» PROBLEM TO WORK ON
Every entry below should be transcribed exactly; pictures stay out of the copy.

Saved entries:

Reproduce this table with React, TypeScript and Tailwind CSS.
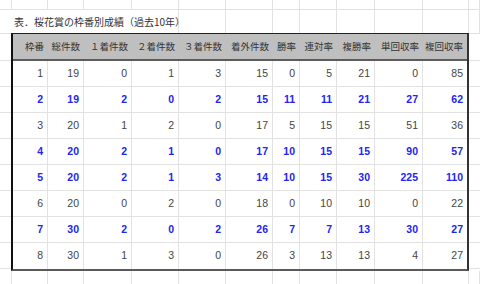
import React from "react";

const colW = [35, 36, 48, 47, 47, 47, 27, 37, 38, 48, 44];
const headers = ["枠番", "総件数", "１着件数", "２着件数", "３着件数", "着外件数", "勝率", "連対率", "複勝率", "単回収率", "複回収率"];
const rows: { v: number[]; b: boolean }[] = [
  { v: [1, 19, 0, 1, 3, 15, 0, 5, 21, 0, 85], b: false },
  { v: [2, 19, 2, 0, 2, 15, 11, 11, 21, 27, 62], b: true },
  { v: [3, 20, 1, 2, 0, 17, 5, 15, 15, 51, 36], b: false },
  { v: [4, 20, 2, 1, 0, 17, 10, 15, 15, 90, 57], b: true },
  { v: [5, 20, 2, 1, 3, 14, 10, 15, 30, 225, 110], b: true },
  { v: [6, 20, 0, 2, 0, 18, 0, 10, 10, 0, 22], b: false },
  { v: [7, 30, 2, 0, 2, 26, 7, 7, 13, 30, 27], b: true },
  { v: [8, 30, 1, 3, 0, 26, 3, 13, 13, 4, 27], b: false },
];

const sheetCols = [12, 36, 36, 48, 47, 47, 47, 27, 37, 38, 48, 46, 11];

function GridRow({ h, border = true }: { h: number; border?: boolean }) {
  return (
    <div className={"flex shrink-0 " + (border ? "border-b border-[#e2e2e2]" : "")} style={{ height: h }}>
      {sheetCols.map((w, i) => (
        <div key={i} className="border-r border-[#e2e2e2] shrink-0" style={{ width: w }} />
      ))}
    </div>
  );
}

export default function App() {
  const jp = { fontFamily: '"Noto Sans CJK JP", "Noto Sans", sans-serif' };
  const num = { fontFamily: '"Liberation Sans", Arial, sans-serif' };
  return (
    <div className="w-[480px] h-[284px] overflow-hidden bg-white flex flex-col">
      <GridRow h={10} />
      <div className="flex h-[23px] shrink-0">
        <div className="w-[12px] shrink-0" />
        <div className="w-[167px] shrink-0 border-r border-[#e2e2e2] flex items-center">
          <span className="whitespace-nowrap text-[10px] text-[#333] pl-[2px]" style={jp}>
            表．桜花賞の枠番別成績（過去10年）
          </span>
        </div>
        {[47, 47, 27, 37, 38, 48, 46, 11].map((w, i) => (
          <div key={i} className="border-r border-[#e2e2e2] shrink-0" style={{ width: w }} />
        ))}
      </div>
      <div className="flex shrink-0">
        <div className="w-[11px] shrink-0 flex flex-col">
          <div className="h-[28px] shrink-0 border-t border-b border-[#e2e2e2]" />
          {rows.map((_, i) => (
            <div key={i} className="h-[26px] shrink-0 border-b border-[#e2e2e2]" />
          ))}
        </div>
        <div className="w-[458px] shrink-0 border-t border-t-[#222] border-l-2 border-l-[#111] border-r-2 border-r-[#333] border-b-2 border-b-[#5a5a5a] flex flex-col">
          <div className="h-[27px] shrink-0 bg-[#bfbfbf] border-b-2 border-[#5c5c5c] flex">
            {headers.map((t, i) => (
              <div
                key={i}
                className="shrink-0 flex items-center justify-end pr-[4px] text-[9.5px] text-[#333] whitespace-nowrap"
                style={{ width: colW[i], ...jp }}
              >
                {t}
              </div>
            ))}
          </div>
          {rows.map((r, ri) => (
            <div
              key={ri}
              className={"h-[26px] shrink-0 flex " + (ri < rows.length - 1 ? "border-b border-[#e2e2e2]" : "")}
            >
              {r.v.map((v, ci) => (
                <div
                  key={ci}
                  className={
                    "shrink-0 flex items-center justify-end pr-[4px] text-[10.5px] " +
                    (ci < colW.length - 1 ? "border-r border-[#e2e2e2] " : "") +
                    (r.b ? "font-bold text-[#2424f0]" : "text-[#444]")
                  }
                  style={{ width: colW[ci], ...num }}
                >
                  {v}
                </div>
              ))}
            </div>
          ))}
        </div>
        <div className="w-[11px] shrink-0 flex flex-col">
          <div className="h-[28px] shrink-0 border-t border-b border-[#e2e2e2]" />
          {rows.map((_, i) => (
            <div key={i} className="h-[26px] shrink-0 border-b border-[#e2e2e2]" />
          ))}
        </div>
      </div>
      <GridRow h={30} border={false} />
    </div>
  );
}
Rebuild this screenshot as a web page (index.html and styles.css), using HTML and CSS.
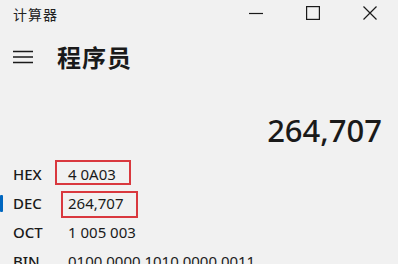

» WORKED SOLUTION
Reproduce this table with React, TypeScript and Tailwind CSS.
import React from "react";

const colW = [35, 36, 48, 47, 47, 47, 27, 37, 38, 48, 44];
const headers = ["枠番", "総件数", "１着件数", "２着件数", "３着件数", "着外件数", "勝率", "連対率", "複勝率", "単回収率", "複回収率"];
const rows: { v: number[]; b: boolean }[] = [
  { v: [1, 19, 0, 1, 3, 15, 0, 5, 21, 0, 85], b: false },
  { v: [2, 19, 2, 0, 2, 15, 11, 11, 21, 27, 62], b: true },
  { v: [3, 20, 1, 2, 0, 17, 5, 15, 15, 51, 36], b: false },
  { v: [4, 20, 2, 1, 0, 17, 10, 15, 15, 90, 57], b: true },
  { v: [5, 20, 2, 1, 3, 14, 10, 15, 30, 225, 110], b: true },
  { v: [6, 20, 0, 2, 0, 18, 0, 10, 10, 0, 22], b: false },
  { v: [7, 30, 2, 0, 2, 26, 7, 7, 13, 30, 27], b: true },
  { v: [8, 30, 1, 3, 0, 26, 3, 13, 13, 4, 27], b: false },
];

const sheetCols = [12, 36, 36, 48, 47, 47, 47, 27, 37, 38, 48, 46, 11];

function GridRow({ h, border = true }: { h: number; border?: boolean }) {
  return (
    <div className={"flex shrink-0 " + (border ? "border-b border-[#e2e2e2]" : "")} style={{ height: h }}>
      {sheetCols.map((w, i) => (
        <div key={i} className="border-r border-[#e2e2e2] shrink-0" style={{ width: w }} />
      ))}
    </div>
  );
}

export default function App() {
  const jp = { fontFamily: '"Noto Sans CJK JP", "Noto Sans", sans-serif' };
  const num = { fontFamily: '"Liberation Sans", Arial, sans-serif' };
  return (
    <div className="w-[480px] h-[284px] overflow-hidden bg-white flex flex-col">
      <GridRow h={10} />
      <div className="flex h-[23px] shrink-0">
        <div className="w-[12px] shrink-0" />
        <div className="w-[167px] shrink-0 border-r border-[#e2e2e2] flex items-center">
          <span className="whitespace-nowrap text-[10px] text-[#333] pl-[2px]" style={jp}>
            表．桜花賞の枠番別成績（過去10年）
          </span>
        </div>
        {[47, 47, 27, 37, 38, 48, 46, 11].map((w, i) => (
          <div key={i} className="border-r border-[#e2e2e2] shrink-0" style={{ width: w }} />
        ))}
      </div>
      <div className="flex shrink-0">
        <div className="w-[11px] shrink-0 flex flex-col">
          <div className="h-[28px] shrink-0 border-t border-b border-[#e2e2e2]" />
          {rows.map((_, i) => (
            <div key={i} className="h-[26px] shrink-0 border-b border-[#e2e2e2]" />
          ))}
        </div>
        <div className="w-[458px] shrink-0 border-t border-t-[#222] border-l-2 border-l-[#111] border-r-2 border-r-[#333] border-b-2 border-b-[#5a5a5a] flex flex-col">
          <div className="h-[27px] shrink-0 bg-[#bfbfbf] border-b-2 border-[#5c5c5c] flex">
            {headers.map((t, i) => (
              <div
                key={i}
                className="shrink-0 flex items-center justify-end pr-[4px] text-[9.5px] text-[#333] whitespace-nowrap"
                style={{ width: colW[i], ...jp }}
              >
                {t}
              </div>
            ))}
          </div>
          {rows.map((r, ri) => (
            <div
              key={ri}
              className={"h-[26px] shrink-0 flex " + (ri < rows.length - 1 ? "border-b border-[#e2e2e2]" : "")}
            >
              {r.v.map((v, ci) => (
                <div
                  key={ci}
                  className={
                    "shrink-0 flex items-center justify-end pr-[4px] text-[10.5px] " +
                    (ci < colW.length - 1 ? "border-r border-[#e2e2e2] " : "") +
                    (r.b ? "font-bold text-[#2424f0]" : "text-[#444]")
                  }
                  style={{ width: colW[ci], ...num }}
                >
                  {v}
                </div>
              ))}
            </div>
          ))}
        </div>
        <div className="w-[11px] shrink-0 flex flex-col">
          <div className="h-[28px] shrink-0 border-t border-b border-[#e2e2e2]" />
          {rows.map((_, i) => (
            <div key={i} className="h-[26px] shrink-0 border-b border-[#e2e2e2]" />
          ))}
        </div>
      </div>
      <GridRow h={30} border={false} />
    </div>
  );
}
Rebuild this screenshot as a web page (index.html and styles.css), using HTML and CSS.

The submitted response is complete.